Canadian classical ensemble Orchestre Metropolitain, conducted by Walter Boudreau, performs works by five contemporary composers on this reissue of their second recording. The featured pieces all originally appeared on the opening concert of the 1990 Festival Musiques Montreal Actuelle
. Despite the composers' disparate styles, they share certain affinities, most notably colorful instrumental writing and a strong dramatic thrust.
Elan, by Linda Bouchard, is an effective curtain-raiser, filled with passages of bustling, motoric activity, sometimes mimicking industrial and traffic noise. The liner notes suggest that it's an evocation of Bouchard's decade-long sojourn in New York City; it counts composers as disparate as Antheil, Varese and Stravinsky as touchstones. A L'Aventure, by Denis Gougeon, features an opening section with dancing rhythmic ostinati, offset by powerful, polytonal stacks of harmony. After a more ruminative middle section, the stacked chords and dancing rhythms return, this time charged with a more furious demeanor.

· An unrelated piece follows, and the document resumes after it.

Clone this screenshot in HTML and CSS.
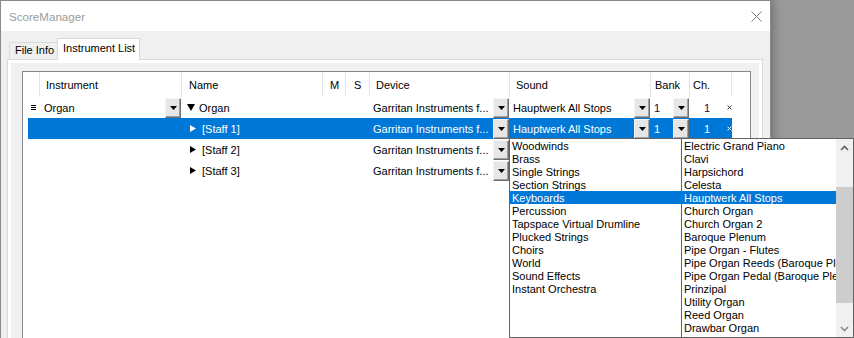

Brian Cherney's Transfiguration is the most substantial work on the program. The piece charts the journey of an embattled soul away from earthly strife and toward heaven. Its muscular scoring combines modern orchestral techniques with evocations of late Romanticism. It also includes a brief quote from earlier in the Nineteenth Century: Schubert's Death and the Maiden. Boudreau's own Berliner Momente also quotes material from the German Romantic repertory, but this time, there is a programmatic reason for including snippets from Wagner's Siegfried and Haydn's Austrian hymn: the piece was written to commemorate the 750th anniversary of the founding of the city of Berlin. In this postmodern pastiche, Boudreau musically depicts key events from the city's history, ending on a negative note (literally) with the Cold War; if only the piece had been commissioned a few years later, its tone might have been altogether different.
The recording's highlight is its last work, Orion, by the late composer Claude Vivier. Orion is a series of variations on a theme that contains seven short motives -- one for each of the stars in the constellation Orion. Vivier's orchestration is deftly colorful, while his harmonies are piquant, pantonal creations. However, Orion is perhaps most impressive for its boldly straightforward and memorable melodic writing.
Orchestre Metropolitain 2 may be fifteen years old, but its assortment of inventive compositions help keep it eminently fresh and engaging.